4 — Na Lei n.° 1952, de 10 de Março de 1937, diploma que regulamentou, de forma autónoma e sistemática, e pela primeira vez em Portugal, o contrato de trabalho, adoptou-se um conceito amplo de justa causa (cf. artigos 11.° e 12.°): tanto eram justa causa de despedimento motivos subjectivos (ligados a condutas culposas do trabalhador) como motivos objectivos (radicados em circunstâncias alheias à vontade do trabalhador). Ponto era que, num caso como noutro, o facto invocado pelo empregador para a rescisão unilateral do contrato de trabalho fosse de tal modo grave que tornasse impossível a subsistência da relação laboral.

Esta noção ampla de justa causa, que conjugava um duplo critério (subjectivo e objectivo), manteve-se quer no Decreto-Lei n.° 47 032, de 27 de Março de 1966 (cf. artigos 98.° e 99.°), quer no Decreto-Lei n.° 49 408, de 21 de Novembro de 1969 (cf. artigos 101.° e 102.°), diplomas que sucessivamente implementaram novos regimes jurídicos do contrato individual de trabalho.

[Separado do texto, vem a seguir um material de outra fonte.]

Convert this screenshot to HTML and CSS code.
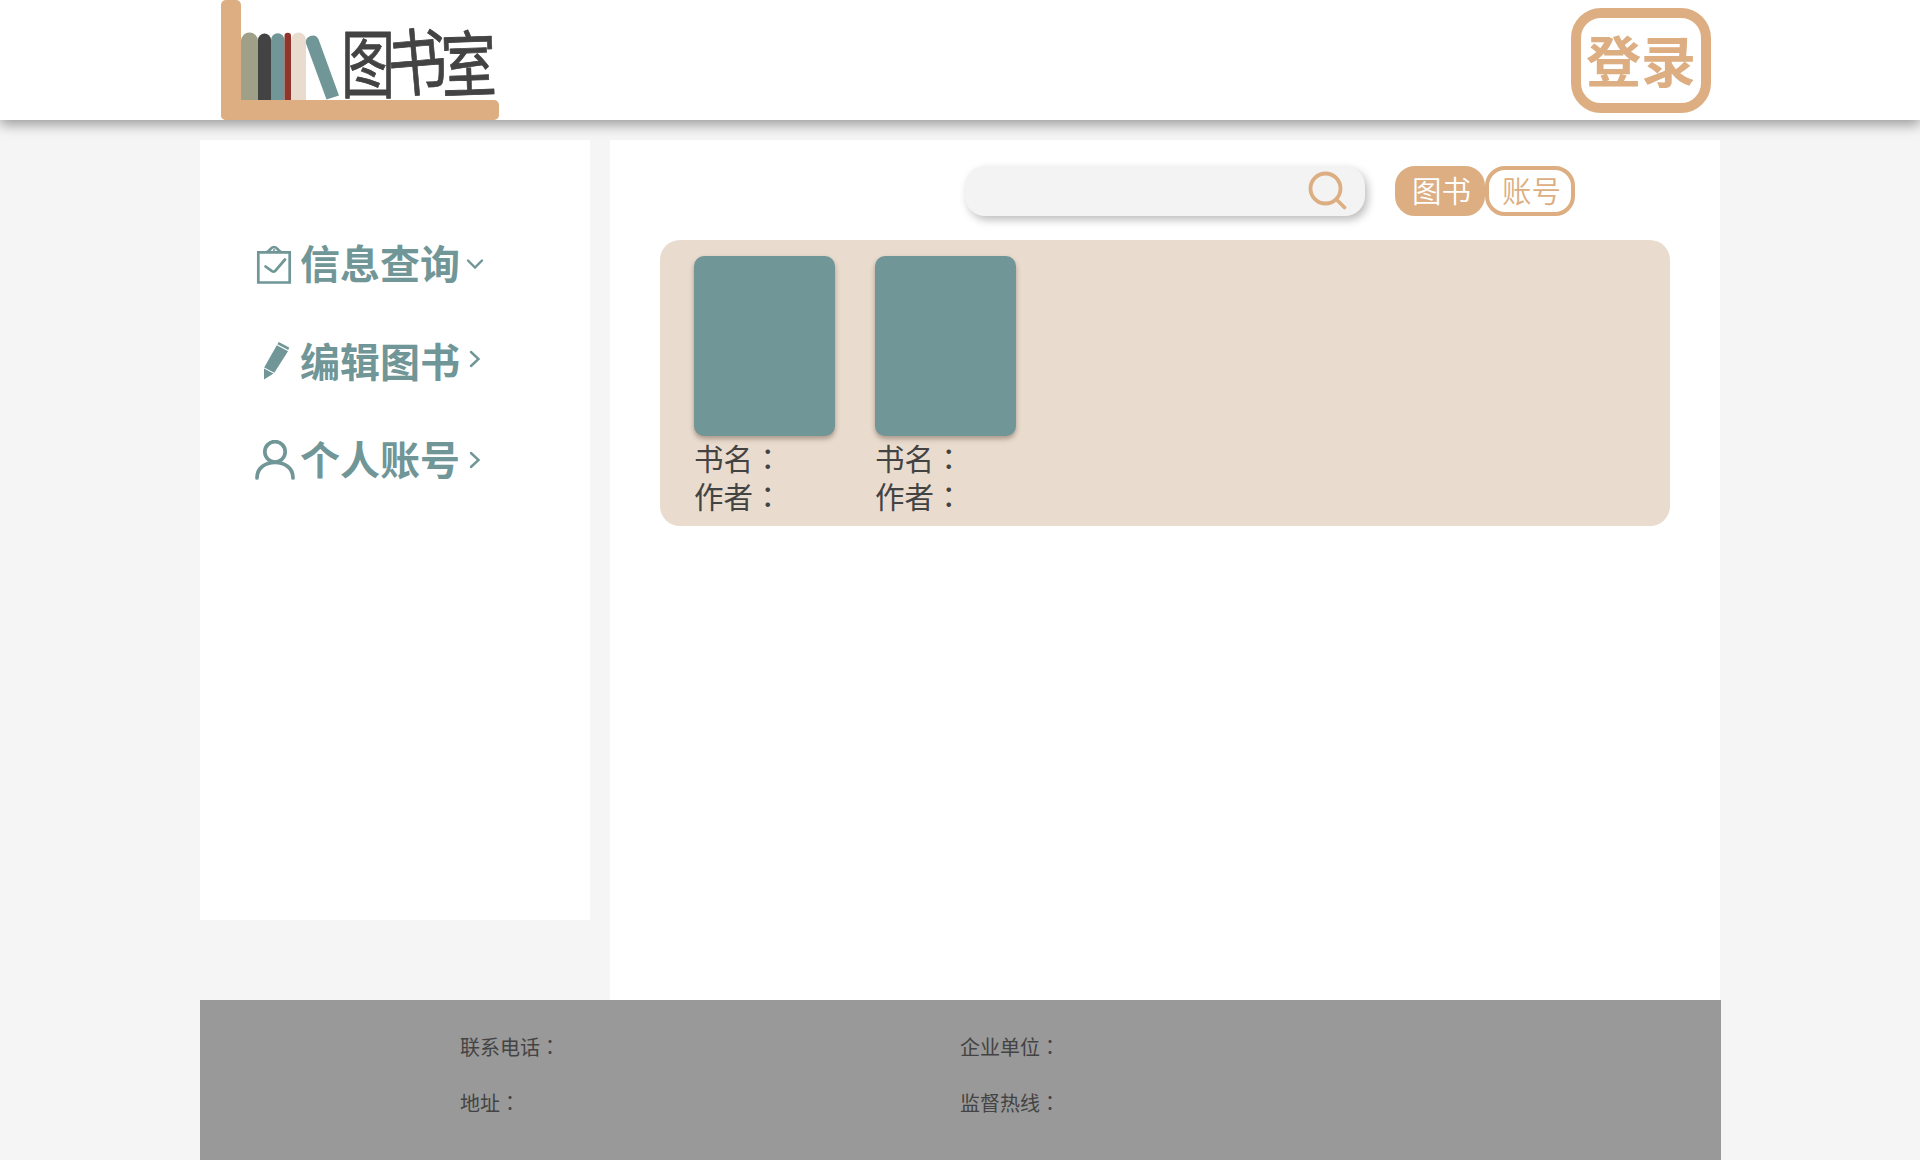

Note-se, de certo modo entre parêntesis, que no acórdão — e essa é apenas uma das várias incorrecções históricas de que padece — se assinala, a propósito da definição de justa causa por parte do Decreto-Lei n.° 49 408, o seguinte:

Simplesmente, e apesar de a noção de justa causa da Lei n.° 1952 haver sido mantida, o certo é que se excluíram do seu âmbito as causas objectivas, reduzindo-se assim a justa causa de despedimento a factos ou circunstâncias graves da esfera do trabalhador (cf. artigos 102.°, 111.0 e 114.°) e, de entre estas, apenas restando uma como susceptível de se considerar sem natureza disciplinar [a manifesta inaptidão do trabalhador para as funções ajustadas, referida na alínea a) do artigo 102.°].